When Warner Bros. “42″ hits screens April 12, the Jackie Robinson saga will slap moviegoers with a fresh take on just how accepted racism was in the U.S. back in 1947, when Robinson broke the color barrier as the first African American player admitted into Major League Baseball. That’s the word from Alan Tudyk, who plays Robinson tormentor Ben Chapman in the Brian Helgeland film that stars Chadwick Boseman as Robinson, and Harrison Ford as Brooklyn Dodgers General Manager Branch Rickey.

“It’s a very, very good telling of the story, starting with the amazing script Brian wrote,” notes the “Suburgatory” and “Firefly” actor. “He’s obviously a proven writer — ‘L.A. Confidential,’ ‘Mystic River’ and so many things. This is a brilliant, straightforward telling of this story. People who know the history and the trivia of this time are going to like it because it’s an accurate portrayal. A lot of the quotes known from this story are in the movie.

“I certainly wasn’t aware of the extent of the abuse Jackie had to take and how different the country was,” Tudyk admits. “Racism was very openly accepted as a form of humor — blackface, things like that. In that atmosphere, the things that were considered offensive are just completely outrageous. To my ears and my eyes in 2013, it was amazing, what he had to put up with and how he had to meet all the threats against him. He couldn’t react.”

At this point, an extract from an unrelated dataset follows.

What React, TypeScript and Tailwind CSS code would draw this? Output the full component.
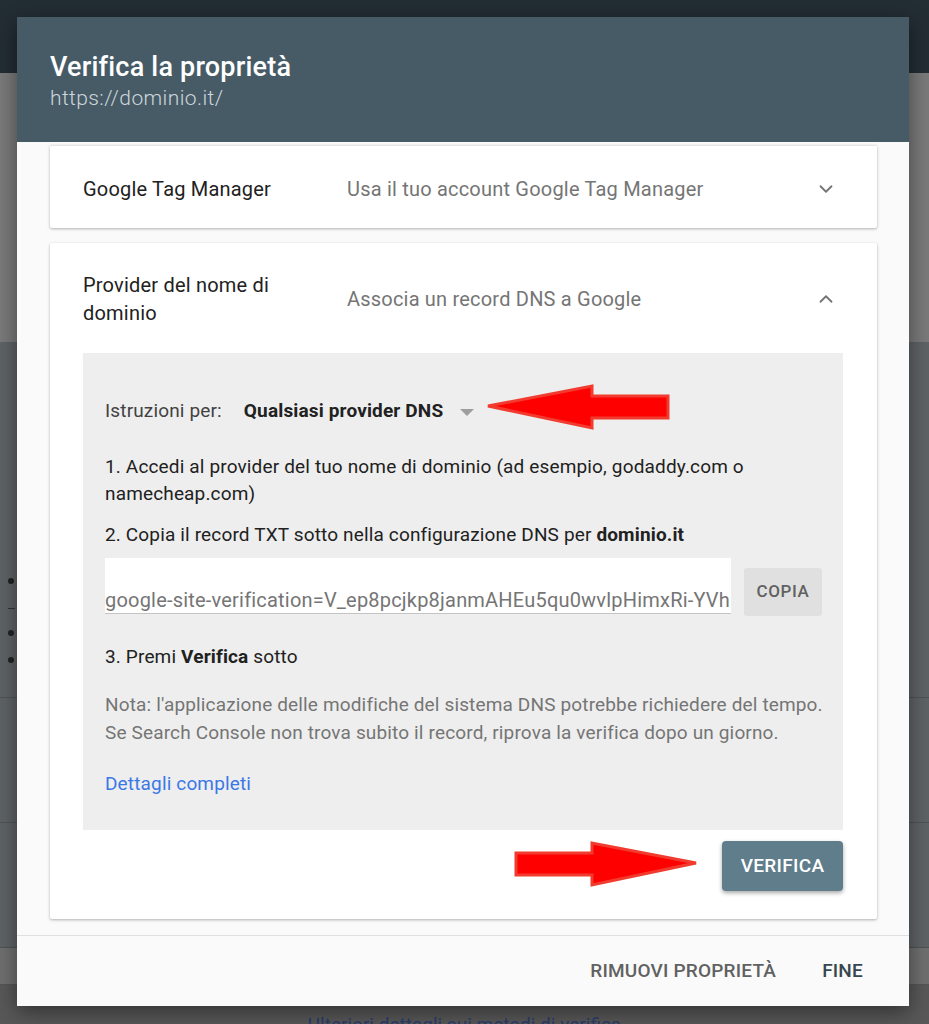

Tudyk’s character, outfielder-turned-Phillies Manager Ben Chapman, was among the biggest thorns in Robinson’s side — opposing integration and instructing his players to bean him with the ball at every good opportunity.

“He goes out on the field and calls Jackie every name in the book. Then he catches grief for it from the press and gets called out for being a racist. Then, in an effort to save face, he asks Jackie — or, that is, he tells Jackie — that he wants to take a publicity picture with him out on the field before they play the next time. So Jackie agrees to go out and take pictures with this guy, who has been such an ass to him. He’s the bigger man. And then, even when he goes out on the field to do this favor for him, Ben Chapman won’t shake his hand! They’re like, ‘Shake his hand.’ And he’s like, ‘I’m not touching his hand.’ There’s a famous picture of the two of them that’s recreated in the movie, when Jackie says, ‘Here, we’ll just both hold this bat so you won’t have to touch my skin.’ That picture — you can find it anywhere.”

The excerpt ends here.